What is needed: Output every line exactly as written. Leave out pictures.

— start Provided material —

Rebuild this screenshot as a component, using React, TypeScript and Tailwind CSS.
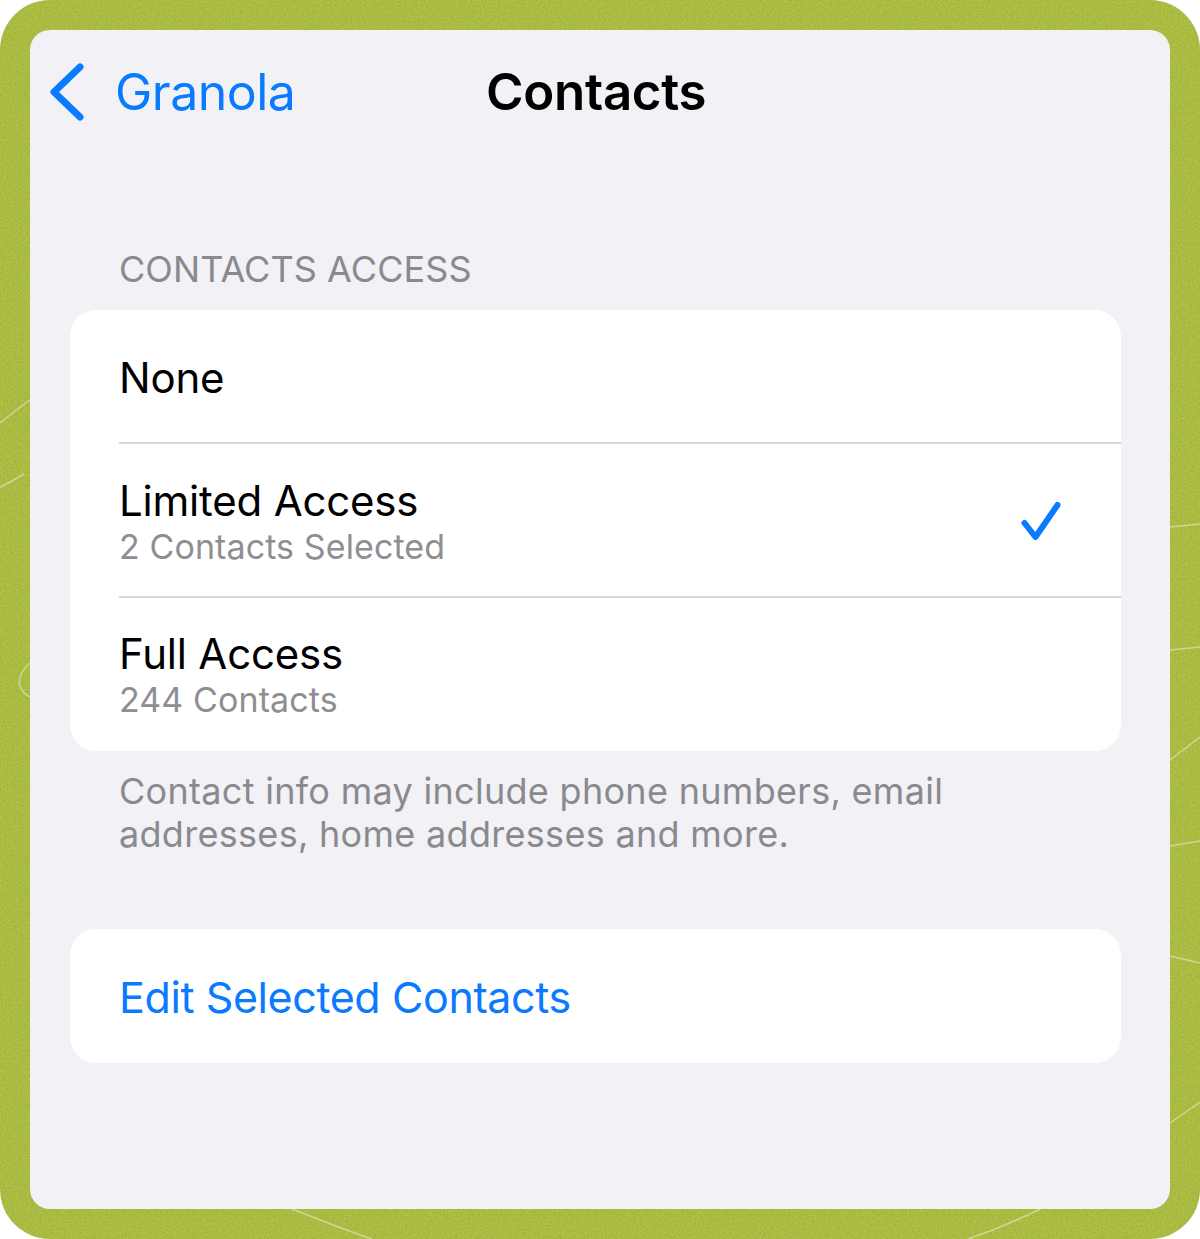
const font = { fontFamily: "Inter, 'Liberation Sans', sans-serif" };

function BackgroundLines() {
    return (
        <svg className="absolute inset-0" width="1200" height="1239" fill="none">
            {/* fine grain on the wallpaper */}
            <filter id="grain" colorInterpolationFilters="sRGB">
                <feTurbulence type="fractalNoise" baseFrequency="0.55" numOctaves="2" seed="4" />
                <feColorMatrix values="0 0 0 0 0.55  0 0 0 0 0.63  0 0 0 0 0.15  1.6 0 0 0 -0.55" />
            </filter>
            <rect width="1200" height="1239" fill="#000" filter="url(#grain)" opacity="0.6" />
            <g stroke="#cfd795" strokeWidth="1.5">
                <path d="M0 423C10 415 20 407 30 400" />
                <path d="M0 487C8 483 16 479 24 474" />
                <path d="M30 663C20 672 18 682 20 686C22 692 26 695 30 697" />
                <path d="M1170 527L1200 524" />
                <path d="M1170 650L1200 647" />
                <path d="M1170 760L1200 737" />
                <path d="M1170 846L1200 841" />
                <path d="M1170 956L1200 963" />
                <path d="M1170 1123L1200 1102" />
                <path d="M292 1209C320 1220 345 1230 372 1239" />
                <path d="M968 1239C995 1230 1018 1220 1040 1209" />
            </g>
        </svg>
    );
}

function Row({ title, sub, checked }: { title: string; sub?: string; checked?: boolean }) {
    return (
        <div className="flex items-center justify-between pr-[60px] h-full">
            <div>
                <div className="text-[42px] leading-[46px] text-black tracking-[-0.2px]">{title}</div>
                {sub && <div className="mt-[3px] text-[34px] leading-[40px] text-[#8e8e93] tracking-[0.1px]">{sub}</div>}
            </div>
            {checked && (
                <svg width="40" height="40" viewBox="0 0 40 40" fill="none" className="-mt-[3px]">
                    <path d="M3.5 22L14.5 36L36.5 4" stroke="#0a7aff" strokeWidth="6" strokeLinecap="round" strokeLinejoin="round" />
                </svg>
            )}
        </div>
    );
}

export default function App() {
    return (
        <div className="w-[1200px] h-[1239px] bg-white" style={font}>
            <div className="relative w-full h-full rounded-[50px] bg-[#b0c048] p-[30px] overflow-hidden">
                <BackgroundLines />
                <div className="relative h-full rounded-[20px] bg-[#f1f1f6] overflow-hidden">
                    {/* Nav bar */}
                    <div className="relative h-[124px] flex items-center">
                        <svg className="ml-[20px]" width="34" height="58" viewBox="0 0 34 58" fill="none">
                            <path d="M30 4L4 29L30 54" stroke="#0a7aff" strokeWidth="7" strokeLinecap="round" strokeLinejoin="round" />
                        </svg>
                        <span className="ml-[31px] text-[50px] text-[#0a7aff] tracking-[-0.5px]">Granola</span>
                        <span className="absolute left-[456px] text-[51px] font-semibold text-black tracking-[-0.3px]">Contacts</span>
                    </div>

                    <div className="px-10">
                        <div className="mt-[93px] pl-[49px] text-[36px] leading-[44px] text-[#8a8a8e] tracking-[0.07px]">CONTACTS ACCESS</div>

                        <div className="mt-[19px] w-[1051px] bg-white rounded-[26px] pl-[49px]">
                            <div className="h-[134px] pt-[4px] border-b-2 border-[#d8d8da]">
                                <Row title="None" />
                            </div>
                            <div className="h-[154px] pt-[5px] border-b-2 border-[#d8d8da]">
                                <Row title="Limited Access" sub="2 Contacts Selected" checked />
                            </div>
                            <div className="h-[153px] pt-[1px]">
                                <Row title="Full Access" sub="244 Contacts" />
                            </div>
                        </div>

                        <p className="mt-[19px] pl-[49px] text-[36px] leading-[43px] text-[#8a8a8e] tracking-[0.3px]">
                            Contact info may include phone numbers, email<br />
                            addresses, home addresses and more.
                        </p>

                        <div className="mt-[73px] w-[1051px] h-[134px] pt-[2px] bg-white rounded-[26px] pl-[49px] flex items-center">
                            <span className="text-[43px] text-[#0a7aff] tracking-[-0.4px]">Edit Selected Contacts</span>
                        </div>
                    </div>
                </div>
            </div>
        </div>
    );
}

— end Provided material —

Reply to the task:
Rebuild this screenshot as a component, using React, TypeScript and Tailwind CSS.
const font = { fontFamily: "Inter, 'Liberation Sans', sans-serif" };

function BackgroundLines() {
    return (
        <svg className="absolute inset-0" width="1200" height="1239" fill="none">
            {/* fine grain on the wallpaper */}
            <filter id="grain" colorInterpolationFilters="sRGB">
                <feTurbulence type="fractalNoise" baseFrequency="0.55" numOctaves="2" seed="4" />
                <feColorMatrix values="0 0 0 0 0.55  0 0 0 0 0.63  0 0 0 0 0.15  1.6 0 0 0 -0.55" />
            </filter>
            <rect width="1200" height="1239" fill="#000" filter="url(#grain)" opacity="0.6" />
            <g stroke="#cfd795" strokeWidth="1.5">
                <path d="M0 423C10 415 20 407 30 400" />
                <path d="M0 487C8 483 16 479 24 474" />
                <path d="M30 663C20 672 18 682 20 686C22 692 26 695 30 697" />
                <path d="M1170 527L1200 524" />
                <path d="M1170 650L1200 647" />
                <path d="M1170 760L1200 737" />
                <path d="M1170 846L1200 841" />
                <path d="M1170 956L1200 963" />
                <path d="M1170 1123L1200 1102" />
                <path d="M292 1209C320 1220 345 1230 372 1239" />
                <path d="M968 1239C995 1230 1018 1220 1040 1209" />
            </g>
        </svg>
    );
}

function Row({ title, sub, checked }: { title: string; sub?: string; checked?: boolean }) {
    return (
        <div className="flex items-center justify-between pr-[60px] h-full">
            <div>
                <div className="text-[42px] leading-[46px] text-black tracking-[-0.2px]">{title}</div>
                {sub && <div className="mt-[3px] text-[34px] leading-[40px] text-[#8e8e93] tracking-[0.1px]">{sub}</div>}
            </div>
            {checked && (
                <svg width="40" height="40" viewBox="0 0 40 40" fill="none" className="-mt-[3px]">
                    <path d="M3.5 22L14.5 36L36.5 4" stroke="#0a7aff" strokeWidth="6" strokeLinecap="round" strokeLinejoin="round" />
                </svg>
            )}
        </div>
    );
}

export default function App() {
    return (
        <div className="w-[1200px] h-[1239px] bg-white" style={font}>
            <div className="relative w-full h-full rounded-[50px] bg-[#b0c048] p-[30px] overflow-hidden">
                <BackgroundLines />
                <div className="relative h-full rounded-[20px] bg-[#f1f1f6] overflow-hidden">
                    {/* Nav bar */}
                    <div className="relative h-[124px] flex items-center">
                        <svg className="ml-[20px]" width="34" height="58" viewBox="0 0 34 58" fill="none">
                            <path d="M30 4L4 29L30 54" stroke="#0a7aff" strokeWidth="7" strokeLinecap="round" strokeLinejoin="round" />
                        </svg>
                        <span className="ml-[31px] text-[50px] text-[#0a7aff] tracking-[-0.5px]">Granola</span>
                        <span className="absolute left-[456px] text-[51px] font-semibold text-black tracking-[-0.3px]">Contacts</span>
                    </div>

                    <div className="px-10">
                        <div className="mt-[93px] pl-[49px] text-[36px] leading-[44px] text-[#8a8a8e] tracking-[0.07px]">CONTACTS ACCESS</div>

                        <div className="mt-[19px] w-[1051px] bg-white rounded-[26px] pl-[49px]">
                            <div className="h-[134px] pt-[4px] border-b-2 border-[#d8d8da]">
                                <Row title="None" />
                            </div>
                            <div className="h-[154px] pt-[5px] border-b-2 border-[#d8d8da]">
                                <Row title="Limited Access" sub="2 Contacts Selected" checked />
                            </div>
                            <div className="h-[153px] pt-[1px]">
                                <Row title="Full Access" sub="244 Contacts" />
                            </div>
                        </div>

                        <p className="mt-[19px] pl-[49px] text-[36px] leading-[43px] text-[#8a8a8e] tracking-[0.3px]">
                            Contact info may include phone numbers, email<br />
                            addresses, home addresses and more.
                        </p>

                        <div className="mt-[73px] w-[1051px] h-[134px] pt-[2px] bg-white rounded-[26px] pl-[49px] flex items-center">
                            <span className="text-[43px] text-[#0a7aff] tracking-[-0.4px]">Edit Selected Contacts</span>
                        </div>
                    </div>
                </div>
            </div>
        </div>
    );
}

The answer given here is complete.